> **DESCRIPTION OF THE TASK**:
Reproduce the records below in full and exactly, without their images.

> **DATA**:
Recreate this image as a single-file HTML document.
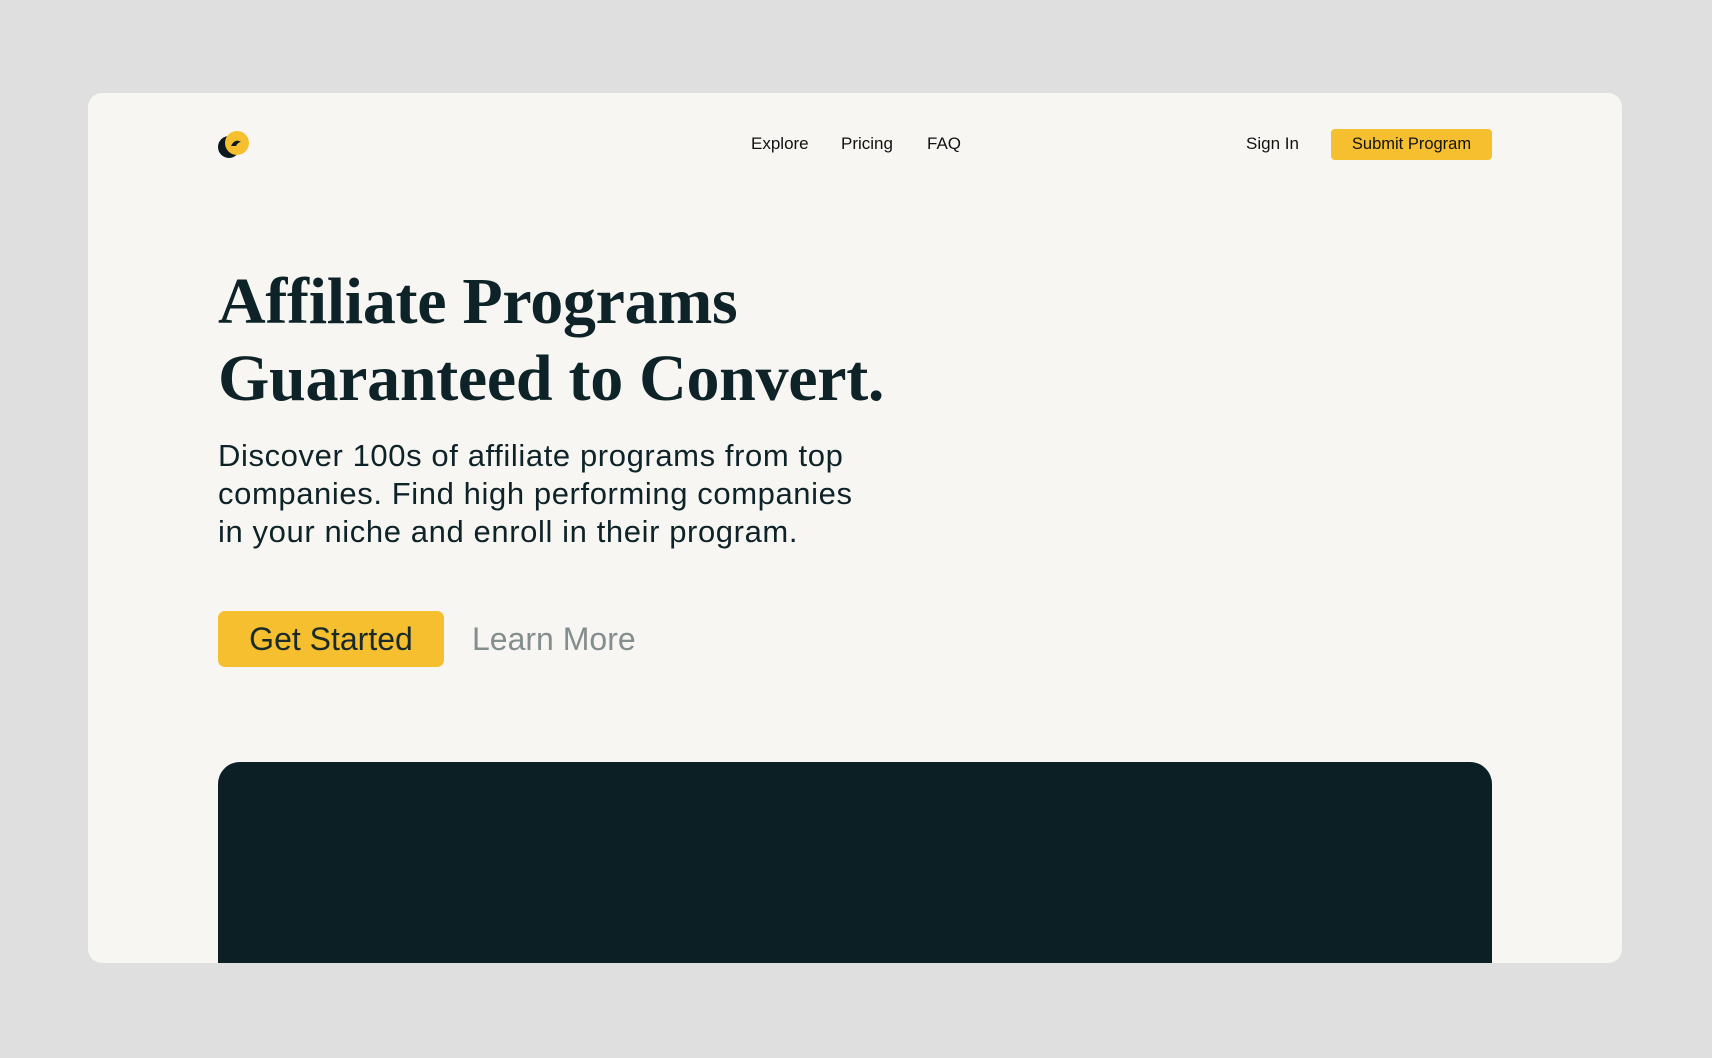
<!DOCTYPE html>
<html><head><meta charset="utf-8"><style>
*{margin:0;padding:0;box-sizing:border-box}
body{width:1712px;height:1058px;background:#dfdfdf;position:relative;overflow:hidden;font-family:"Liberation Sans",sans-serif;color:#0e2328}
.card{position:absolute;left:88px;top:93px;width:1534px;height:870px;background:#f7f6f3;border-radius:14px;overflow:hidden}
.a{position:absolute;white-space:nowrap}
.nav{font-size:17px;color:#111;top:134px}
.btn{position:absolute;left:1331px;top:129px;width:161px;height:31px;background:#f6bf2f;border-radius:4px;font-size:16.5px;line-height:31px;text-align:center;color:#111}
h1{position:absolute;left:218px;top:263px;font-family:"Liberation Serif",serif;font-weight:bold;font-size:66px;line-height:77px;color:#0e2328;letter-spacing:-0.3px}
p{position:absolute;left:218px;top:437px;font-size:31px;line-height:38px;color:#0e2328;letter-spacing:0.6px}
.gs{position:absolute;left:218px;top:611px;width:226px;height:56px;background:#f6bf2f;border-radius:7px;font-size:32px;line-height:56px;text-align:center;color:#1a2a2a}
.lm{position:absolute;left:472px;top:611px;font-size:32px;line-height:56px;color:#848e8e}
</style></head><body>
<div class="card"><div style="position:absolute;left:130px;top:669px;width:1274px;height:300px;background:#0b1f24;border-radius:22px"></div></div>
<svg class="a" style="left:217px;top:130px" width="34" height="30" viewBox="0 0 34 30">
<circle cx="12" cy="17" r="11" fill="#0b1a1c"/>
<circle cx="20" cy="13" r="12" fill="#f6bf2f"/>
<path d="M14 16 q4 -8 10 -4 q-3 0 -5 4 z" fill="#0b1a1c"/>
</svg>
<div class="a nav" style="left:751px">Explore</div>
<div class="a nav" style="left:841px">Pricing</div>
<div class="a nav" style="left:927px">FAQ</div>
<div class="a nav" style="left:1246px">Sign In</div>
<div class="btn">Submit Program</div>
<h1>Affiliate Programs<br>Guaranteed to Convert.</h1>
<p>Discover 100s of affiliate programs from top<br>companies. Find high performing companies<br>in your niche and enroll in their program.</p>
<div class="gs">Get Started</div>
<div class="lm">Learn More</div>
</body></html>
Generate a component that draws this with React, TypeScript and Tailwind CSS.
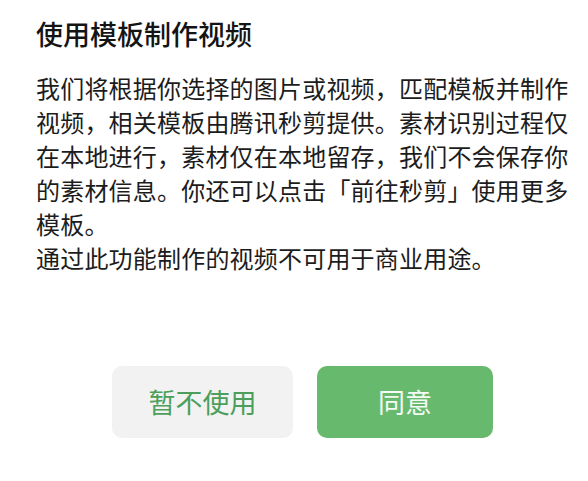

> **OUTPUT FOR THIS TASK**:
Recreate this image as a single-file HTML document.
<!DOCTYPE html>
<html><head><meta charset="utf-8"><style>
*{margin:0;padding:0;box-sizing:border-box}
body{width:1712px;height:1058px;background:#dfdfdf;position:relative;overflow:hidden;font-family:"Liberation Sans",sans-serif;color:#0e2328}
.card{position:absolute;left:88px;top:93px;width:1534px;height:870px;background:#f7f6f3;border-radius:14px;overflow:hidden}
.a{position:absolute;white-space:nowrap}
.nav{font-size:17px;color:#111;top:134px}
.btn{position:absolute;left:1331px;top:129px;width:161px;height:31px;background:#f6bf2f;border-radius:4px;font-size:16.5px;line-height:31px;text-align:center;color:#111}
h1{position:absolute;left:218px;top:263px;font-family:"Liberation Serif",serif;font-weight:bold;font-size:66px;line-height:77px;color:#0e2328;letter-spacing:-0.3px}
p{position:absolute;left:218px;top:437px;font-size:31px;line-height:38px;color:#0e2328;letter-spacing:0.6px}
.gs{position:absolute;left:218px;top:611px;width:226px;height:56px;background:#f6bf2f;border-radius:7px;font-size:32px;line-height:56px;text-align:center;color:#1a2a2a}
.lm{position:absolute;left:472px;top:611px;font-size:32px;line-height:56px;color:#848e8e}
</style></head><body>
<div class="card"><div style="position:absolute;left:130px;top:669px;width:1274px;height:300px;background:#0b1f24;border-radius:22px"></div></div>
<svg class="a" style="left:217px;top:130px" width="34" height="30" viewBox="0 0 34 30">
<circle cx="12" cy="17" r="11" fill="#0b1a1c"/>
<circle cx="20" cy="13" r="12" fill="#f6bf2f"/>
<path d="M14 16 q4 -8 10 -4 q-3 0 -5 4 z" fill="#0b1a1c"/>
</svg>
<div class="a nav" style="left:751px">Explore</div>
<div class="a nav" style="left:841px">Pricing</div>
<div class="a nav" style="left:927px">FAQ</div>
<div class="a nav" style="left:1246px">Sign In</div>
<div class="btn">Submit Program</div>
<h1>Affiliate Programs<br>Guaranteed to Convert.</h1>
<p>Discover 100s of affiliate programs from top<br>companies. Find high performing companies<br>in your niche and enroll in their program.</p>
<div class="gs">Get Started</div>
<div class="lm">Learn More</div>
</body></html>
Generate a component that draws this with React, TypeScript and Tailwind CSS.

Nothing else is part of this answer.